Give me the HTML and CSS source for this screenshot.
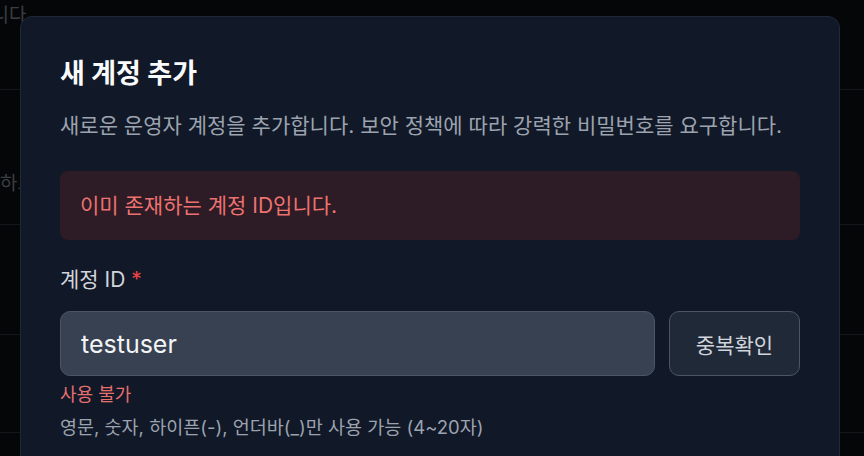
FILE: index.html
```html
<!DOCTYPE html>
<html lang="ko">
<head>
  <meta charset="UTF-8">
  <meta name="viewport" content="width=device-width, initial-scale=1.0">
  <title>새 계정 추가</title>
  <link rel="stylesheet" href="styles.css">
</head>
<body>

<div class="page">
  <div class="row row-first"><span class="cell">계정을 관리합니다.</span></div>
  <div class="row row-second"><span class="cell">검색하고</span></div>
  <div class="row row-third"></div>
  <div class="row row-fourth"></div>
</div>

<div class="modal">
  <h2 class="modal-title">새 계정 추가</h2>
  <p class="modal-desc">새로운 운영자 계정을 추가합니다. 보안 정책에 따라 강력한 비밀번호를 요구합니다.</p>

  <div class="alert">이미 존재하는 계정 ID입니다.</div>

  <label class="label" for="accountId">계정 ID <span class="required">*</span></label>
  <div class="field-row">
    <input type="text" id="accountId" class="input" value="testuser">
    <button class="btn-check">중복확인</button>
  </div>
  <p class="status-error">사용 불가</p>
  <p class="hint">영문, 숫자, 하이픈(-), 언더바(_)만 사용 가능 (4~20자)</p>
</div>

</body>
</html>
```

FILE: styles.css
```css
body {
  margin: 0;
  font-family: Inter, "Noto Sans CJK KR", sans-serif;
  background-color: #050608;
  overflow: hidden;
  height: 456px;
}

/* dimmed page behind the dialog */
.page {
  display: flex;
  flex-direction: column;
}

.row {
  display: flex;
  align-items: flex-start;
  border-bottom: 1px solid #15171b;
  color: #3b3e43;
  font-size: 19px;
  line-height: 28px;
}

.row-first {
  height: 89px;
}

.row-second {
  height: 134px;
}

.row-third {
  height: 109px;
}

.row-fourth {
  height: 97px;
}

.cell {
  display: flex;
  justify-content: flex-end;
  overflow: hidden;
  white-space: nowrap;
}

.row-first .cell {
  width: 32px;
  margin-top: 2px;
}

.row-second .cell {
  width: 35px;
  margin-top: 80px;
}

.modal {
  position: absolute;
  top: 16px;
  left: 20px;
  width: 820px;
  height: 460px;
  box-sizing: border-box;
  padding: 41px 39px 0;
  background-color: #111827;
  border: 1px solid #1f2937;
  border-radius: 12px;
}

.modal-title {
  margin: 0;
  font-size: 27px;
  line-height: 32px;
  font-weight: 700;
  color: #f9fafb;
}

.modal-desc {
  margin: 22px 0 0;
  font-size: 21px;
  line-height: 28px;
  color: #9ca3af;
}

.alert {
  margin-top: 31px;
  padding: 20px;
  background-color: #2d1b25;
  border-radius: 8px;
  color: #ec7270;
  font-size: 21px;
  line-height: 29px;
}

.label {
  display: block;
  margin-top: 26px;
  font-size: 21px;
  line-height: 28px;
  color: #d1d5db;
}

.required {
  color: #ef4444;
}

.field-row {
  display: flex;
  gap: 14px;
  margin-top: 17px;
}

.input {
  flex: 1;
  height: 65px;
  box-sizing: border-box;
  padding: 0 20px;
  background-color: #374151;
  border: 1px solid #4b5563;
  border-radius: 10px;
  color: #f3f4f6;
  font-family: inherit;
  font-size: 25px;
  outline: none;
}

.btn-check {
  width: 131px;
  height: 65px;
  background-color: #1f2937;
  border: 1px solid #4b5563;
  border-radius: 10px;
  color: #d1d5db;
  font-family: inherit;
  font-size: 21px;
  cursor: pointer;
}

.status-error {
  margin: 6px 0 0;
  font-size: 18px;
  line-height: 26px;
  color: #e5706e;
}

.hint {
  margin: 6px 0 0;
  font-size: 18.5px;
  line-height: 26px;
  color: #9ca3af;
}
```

What you need to do: Repeat the material above in full and exactly, omitting the pictures.

Finished exercise:
Give me the HTML and CSS source for this screenshot.
FILE: index.html
```html
<!DOCTYPE html>
<html lang="ko">
<head>
  <meta charset="UTF-8">
  <meta name="viewport" content="width=device-width, initial-scale=1.0">
  <title>새 계정 추가</title>
  <link rel="stylesheet" href="styles.css">
</head>
<body>

<div class="page">
  <div class="row row-first"><span class="cell">계정을 관리합니다.</span></div>
  <div class="row row-second"><span class="cell">검색하고</span></div>
  <div class="row row-third"></div>
  <div class="row row-fourth"></div>
</div>

<div class="modal">
  <h2 class="modal-title">새 계정 추가</h2>
  <p class="modal-desc">새로운 운영자 계정을 추가합니다. 보안 정책에 따라 강력한 비밀번호를 요구합니다.</p>

  <div class="alert">이미 존재하는 계정 ID입니다.</div>

  <label class="label" for="accountId">계정 ID <span class="required">*</span></label>
  <div class="field-row">
    <input type="text" id="accountId" class="input" value="testuser">
    <button class="btn-check">중복확인</button>
  </div>
  <p class="status-error">사용 불가</p>
  <p class="hint">영문, 숫자, 하이픈(-), 언더바(_)만 사용 가능 (4~20자)</p>
</div>

</body>
</html>
```

FILE: styles.css
```css
body {
  margin: 0;
  font-family: Inter, "Noto Sans CJK KR", sans-serif;
  background-color: #050608;
  overflow: hidden;
  height: 456px;
}

/* dimmed page behind the dialog */
.page {
  display: flex;
  flex-direction: column;
}

.row {
  display: flex;
  align-items: flex-start;
  border-bottom: 1px solid #15171b;
  color: #3b3e43;
  font-size: 19px;
  line-height: 28px;
}

.row-first {
  height: 89px;
}

.row-second {
  height: 134px;
}

.row-third {
  height: 109px;
}

.row-fourth {
  height: 97px;
}

.cell {
  display: flex;
  justify-content: flex-end;
  overflow: hidden;
  white-space: nowrap;
}

.row-first .cell {
  width: 32px;
  margin-top: 2px;
}

.row-second .cell {
  width: 35px;
  margin-top: 80px;
}

.modal {
  position: absolute;
  top: 16px;
  left: 20px;
  width: 820px;
  height: 460px;
  box-sizing: border-box;
  padding: 41px 39px 0;
  background-color: #111827;
  border: 1px solid #1f2937;
  border-radius: 12px;
}

.modal-title {
  margin: 0;
  font-size: 27px;
  line-height: 32px;
  font-weight: 700;
  color: #f9fafb;
}

.modal-desc {
  margin: 22px 0 0;
  font-size: 21px;
  line-height: 28px;
  color: #9ca3af;
}

.alert {
  margin-top: 31px;
  padding: 20px;
  background-color: #2d1b25;
  border-radius: 8px;
  color: #ec7270;
  font-size: 21px;
  line-height: 29px;
}

.label {
  display: block;
  margin-top: 26px;
  font-size: 21px;
  line-height: 28px;
  color: #d1d5db;
}

.required {
  color: #ef4444;
}

.field-row {
  display: flex;
  gap: 14px;
  margin-top: 17px;
}

.input {
  flex: 1;
  height: 65px;
  box-sizing: border-box;
  padding: 0 20px;
  background-color: #374151;
  border: 1px solid #4b5563;
  border-radius: 10px;
  color: #f3f4f6;
  font-family: inherit;
  font-size: 25px;
  outline: none;
}

.btn-check {
  width: 131px;
  height: 65px;
  background-color: #1f2937;
  border: 1px solid #4b5563;
  border-radius: 10px;
  color: #d1d5db;
  font-family: inherit;
  font-size: 21px;
  cursor: pointer;
}

.status-error {
  margin: 6px 0 0;
  font-size: 18px;
  line-height: 26px;
  color: #e5706e;
}

.hint {
  margin: 6px 0 0;
  font-size: 18.5px;
  line-height: 26px;
  color: #9ca3af;
}
```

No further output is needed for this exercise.